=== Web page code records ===

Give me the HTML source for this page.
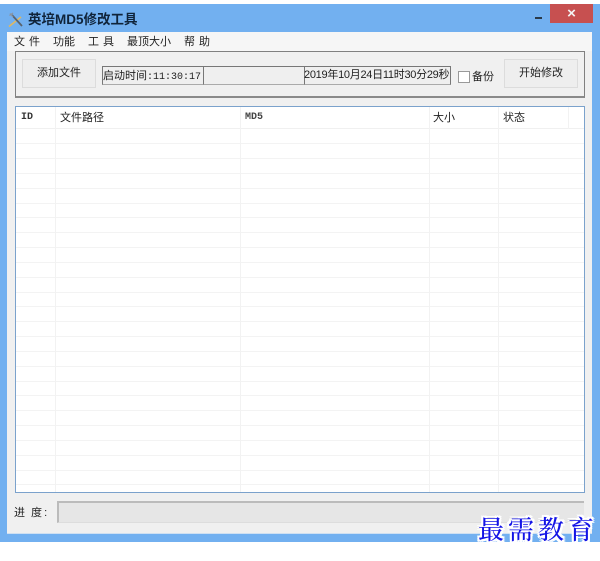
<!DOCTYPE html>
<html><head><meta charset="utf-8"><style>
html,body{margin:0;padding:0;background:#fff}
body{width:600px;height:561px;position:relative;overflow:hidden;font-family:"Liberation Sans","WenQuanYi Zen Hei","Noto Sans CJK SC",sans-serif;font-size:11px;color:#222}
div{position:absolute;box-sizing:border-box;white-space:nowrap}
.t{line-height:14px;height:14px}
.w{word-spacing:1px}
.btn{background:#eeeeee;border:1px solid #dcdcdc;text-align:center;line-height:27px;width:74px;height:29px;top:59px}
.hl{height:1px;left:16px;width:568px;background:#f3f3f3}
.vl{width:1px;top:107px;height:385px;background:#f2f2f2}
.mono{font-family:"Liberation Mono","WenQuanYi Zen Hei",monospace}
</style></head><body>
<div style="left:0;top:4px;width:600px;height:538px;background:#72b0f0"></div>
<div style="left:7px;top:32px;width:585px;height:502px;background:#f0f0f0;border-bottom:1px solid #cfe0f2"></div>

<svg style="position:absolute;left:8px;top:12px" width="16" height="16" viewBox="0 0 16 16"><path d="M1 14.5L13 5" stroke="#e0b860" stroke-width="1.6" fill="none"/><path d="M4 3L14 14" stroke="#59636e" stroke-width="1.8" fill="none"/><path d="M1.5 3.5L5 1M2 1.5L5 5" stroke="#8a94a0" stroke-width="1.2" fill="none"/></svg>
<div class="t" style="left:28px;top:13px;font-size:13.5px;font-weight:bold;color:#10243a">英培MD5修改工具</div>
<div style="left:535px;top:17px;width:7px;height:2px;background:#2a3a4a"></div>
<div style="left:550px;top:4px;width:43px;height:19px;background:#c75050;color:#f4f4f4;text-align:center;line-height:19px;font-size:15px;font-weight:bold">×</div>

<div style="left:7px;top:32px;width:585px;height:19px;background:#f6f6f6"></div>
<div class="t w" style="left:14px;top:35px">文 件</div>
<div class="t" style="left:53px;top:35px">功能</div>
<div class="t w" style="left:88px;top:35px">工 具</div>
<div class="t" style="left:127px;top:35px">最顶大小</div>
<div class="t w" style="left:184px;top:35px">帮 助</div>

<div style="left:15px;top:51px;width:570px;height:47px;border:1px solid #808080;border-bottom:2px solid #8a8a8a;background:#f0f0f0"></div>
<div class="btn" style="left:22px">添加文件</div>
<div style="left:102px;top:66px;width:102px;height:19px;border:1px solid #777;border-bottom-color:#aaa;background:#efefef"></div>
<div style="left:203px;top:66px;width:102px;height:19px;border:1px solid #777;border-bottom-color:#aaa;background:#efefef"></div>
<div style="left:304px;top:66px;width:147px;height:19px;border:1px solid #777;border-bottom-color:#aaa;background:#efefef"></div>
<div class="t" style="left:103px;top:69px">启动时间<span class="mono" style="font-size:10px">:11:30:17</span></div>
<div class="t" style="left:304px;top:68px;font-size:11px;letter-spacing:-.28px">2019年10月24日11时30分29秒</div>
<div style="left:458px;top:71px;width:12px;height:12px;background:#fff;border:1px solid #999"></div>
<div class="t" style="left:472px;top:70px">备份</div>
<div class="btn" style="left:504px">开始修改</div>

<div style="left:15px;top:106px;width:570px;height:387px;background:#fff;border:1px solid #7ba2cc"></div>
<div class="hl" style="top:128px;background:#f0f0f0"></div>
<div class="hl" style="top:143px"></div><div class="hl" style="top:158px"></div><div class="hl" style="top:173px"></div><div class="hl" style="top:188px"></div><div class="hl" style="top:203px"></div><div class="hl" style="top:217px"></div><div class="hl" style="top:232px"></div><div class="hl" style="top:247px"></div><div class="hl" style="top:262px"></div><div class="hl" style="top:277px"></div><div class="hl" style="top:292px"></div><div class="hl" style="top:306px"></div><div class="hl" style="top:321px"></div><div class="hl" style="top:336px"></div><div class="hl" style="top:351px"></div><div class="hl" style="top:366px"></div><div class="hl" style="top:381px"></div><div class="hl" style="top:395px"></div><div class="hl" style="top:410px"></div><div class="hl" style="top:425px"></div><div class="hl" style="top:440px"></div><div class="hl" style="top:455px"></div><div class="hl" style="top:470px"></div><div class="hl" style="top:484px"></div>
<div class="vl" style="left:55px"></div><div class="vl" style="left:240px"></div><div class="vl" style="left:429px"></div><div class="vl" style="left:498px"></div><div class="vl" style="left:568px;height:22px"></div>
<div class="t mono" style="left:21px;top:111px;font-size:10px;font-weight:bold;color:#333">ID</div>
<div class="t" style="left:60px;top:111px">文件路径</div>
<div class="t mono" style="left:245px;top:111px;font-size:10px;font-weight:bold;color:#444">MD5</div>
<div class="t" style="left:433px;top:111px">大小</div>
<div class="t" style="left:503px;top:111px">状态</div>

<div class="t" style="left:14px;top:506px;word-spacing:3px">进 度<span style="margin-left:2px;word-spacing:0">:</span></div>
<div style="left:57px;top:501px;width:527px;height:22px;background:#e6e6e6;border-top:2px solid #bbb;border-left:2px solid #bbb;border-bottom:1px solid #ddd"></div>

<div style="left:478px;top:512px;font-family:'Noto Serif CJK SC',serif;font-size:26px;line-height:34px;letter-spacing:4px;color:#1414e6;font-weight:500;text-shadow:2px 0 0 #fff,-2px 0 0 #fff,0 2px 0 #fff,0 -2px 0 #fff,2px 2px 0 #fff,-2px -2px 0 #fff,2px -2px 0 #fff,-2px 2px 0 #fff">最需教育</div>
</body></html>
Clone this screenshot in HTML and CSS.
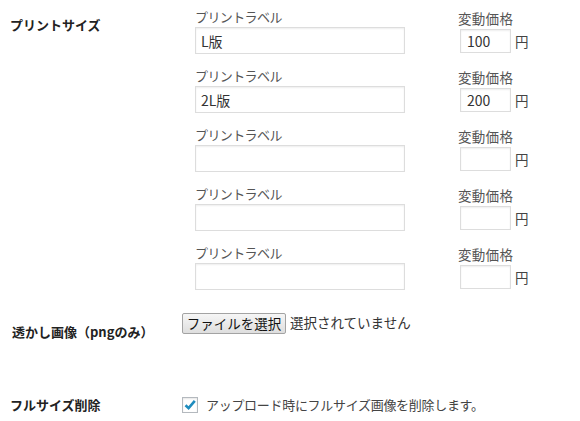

=== Aim ===
Can you retype every record above exactly, leaving out the pictures?

=== Full output ===
Give me the HTML source for this page.
<!DOCTYPE html>
<html><head><meta charset="utf-8"><style>
html,body{margin:0;padding:0;background:#fff}
body{width:600px;height:561px;position:relative;overflow:hidden;font-family:"Liberation Sans","WenQuanYi Zen Hei","Noto Sans CJK SC",sans-serif;font-size:11px;color:#222}
div{position:absolute;box-sizing:border-box;white-space:nowrap}
.t{line-height:14px;height:14px}
.w{word-spacing:1px}
.btn{background:#eeeeee;border:1px solid #dcdcdc;text-align:center;line-height:27px;width:74px;height:29px;top:59px}
.hl{height:1px;left:16px;width:568px;background:#f3f3f3}
.vl{width:1px;top:107px;height:385px;background:#f2f2f2}
.mono{font-family:"Liberation Mono","WenQuanYi Zen Hei",monospace}
</style></head><body>
<div style="left:0;top:4px;width:600px;height:538px;background:#72b0f0"></div>
<div style="left:7px;top:32px;width:585px;height:502px;background:#f0f0f0;border-bottom:1px solid #cfe0f2"></div>

<svg style="position:absolute;left:8px;top:12px" width="16" height="16" viewBox="0 0 16 16"><path d="M1 14.5L13 5" stroke="#e0b860" stroke-width="1.6" fill="none"/><path d="M4 3L14 14" stroke="#59636e" stroke-width="1.8" fill="none"/><path d="M1.5 3.5L5 1M2 1.5L5 5" stroke="#8a94a0" stroke-width="1.2" fill="none"/></svg>
<div class="t" style="left:28px;top:13px;font-size:13.5px;font-weight:bold;color:#10243a">英培MD5修改工具</div>
<div style="left:535px;top:17px;width:7px;height:2px;background:#2a3a4a"></div>
<div style="left:550px;top:4px;width:43px;height:19px;background:#c75050;color:#f4f4f4;text-align:center;line-height:19px;font-size:15px;font-weight:bold">×</div>

<div style="left:7px;top:32px;width:585px;height:19px;background:#f6f6f6"></div>
<div class="t w" style="left:14px;top:35px">文 件</div>
<div class="t" style="left:53px;top:35px">功能</div>
<div class="t w" style="left:88px;top:35px">工 具</div>
<div class="t" style="left:127px;top:35px">最顶大小</div>
<div class="t w" style="left:184px;top:35px">帮 助</div>

<div style="left:15px;top:51px;width:570px;height:47px;border:1px solid #808080;border-bottom:2px solid #8a8a8a;background:#f0f0f0"></div>
<div class="btn" style="left:22px">添加文件</div>
<div style="left:102px;top:66px;width:102px;height:19px;border:1px solid #777;border-bottom-color:#aaa;background:#efefef"></div>
<div style="left:203px;top:66px;width:102px;height:19px;border:1px solid #777;border-bottom-color:#aaa;background:#efefef"></div>
<div style="left:304px;top:66px;width:147px;height:19px;border:1px solid #777;border-bottom-color:#aaa;background:#efefef"></div>
<div class="t" style="left:103px;top:69px">启动时间<span class="mono" style="font-size:10px">:11:30:17</span></div>
<div class="t" style="left:304px;top:68px;font-size:11px;letter-spacing:-.28px">2019年10月24日11时30分29秒</div>
<div style="left:458px;top:71px;width:12px;height:12px;background:#fff;border:1px solid #999"></div>
<div class="t" style="left:472px;top:70px">备份</div>
<div class="btn" style="left:504px">开始修改</div>

<div style="left:15px;top:106px;width:570px;height:387px;background:#fff;border:1px solid #7ba2cc"></div>
<div class="hl" style="top:128px;background:#f0f0f0"></div>
<div class="hl" style="top:143px"></div><div class="hl" style="top:158px"></div><div class="hl" style="top:173px"></div><div class="hl" style="top:188px"></div><div class="hl" style="top:203px"></div><div class="hl" style="top:217px"></div><div class="hl" style="top:232px"></div><div class="hl" style="top:247px"></div><div class="hl" style="top:262px"></div><div class="hl" style="top:277px"></div><div class="hl" style="top:292px"></div><div class="hl" style="top:306px"></div><div class="hl" style="top:321px"></div><div class="hl" style="top:336px"></div><div class="hl" style="top:351px"></div><div class="hl" style="top:366px"></div><div class="hl" style="top:381px"></div><div class="hl" style="top:395px"></div><div class="hl" style="top:410px"></div><div class="hl" style="top:425px"></div><div class="hl" style="top:440px"></div><div class="hl" style="top:455px"></div><div class="hl" style="top:470px"></div><div class="hl" style="top:484px"></div>
<div class="vl" style="left:55px"></div><div class="vl" style="left:240px"></div><div class="vl" style="left:429px"></div><div class="vl" style="left:498px"></div><div class="vl" style="left:568px;height:22px"></div>
<div class="t mono" style="left:21px;top:111px;font-size:10px;font-weight:bold;color:#333">ID</div>
<div class="t" style="left:60px;top:111px">文件路径</div>
<div class="t mono" style="left:245px;top:111px;font-size:10px;font-weight:bold;color:#444">MD5</div>
<div class="t" style="left:433px;top:111px">大小</div>
<div class="t" style="left:503px;top:111px">状态</div>

<div class="t" style="left:14px;top:506px;word-spacing:3px">进 度<span style="margin-left:2px;word-spacing:0">:</span></div>
<div style="left:57px;top:501px;width:527px;height:22px;background:#e6e6e6;border-top:2px solid #bbb;border-left:2px solid #bbb;border-bottom:1px solid #ddd"></div>

<div style="left:478px;top:512px;font-family:'Noto Serif CJK SC',serif;font-size:26px;line-height:34px;letter-spacing:4px;color:#1414e6;font-weight:500;text-shadow:2px 0 0 #fff,-2px 0 0 #fff,0 2px 0 #fff,0 -2px 0 #fff,2px 2px 0 #fff,-2px -2px 0 #fff,2px -2px 0 #fff,-2px 2px 0 #fff">最需教育</div>
</body></html>
Clone this screenshot in HTML and CSS.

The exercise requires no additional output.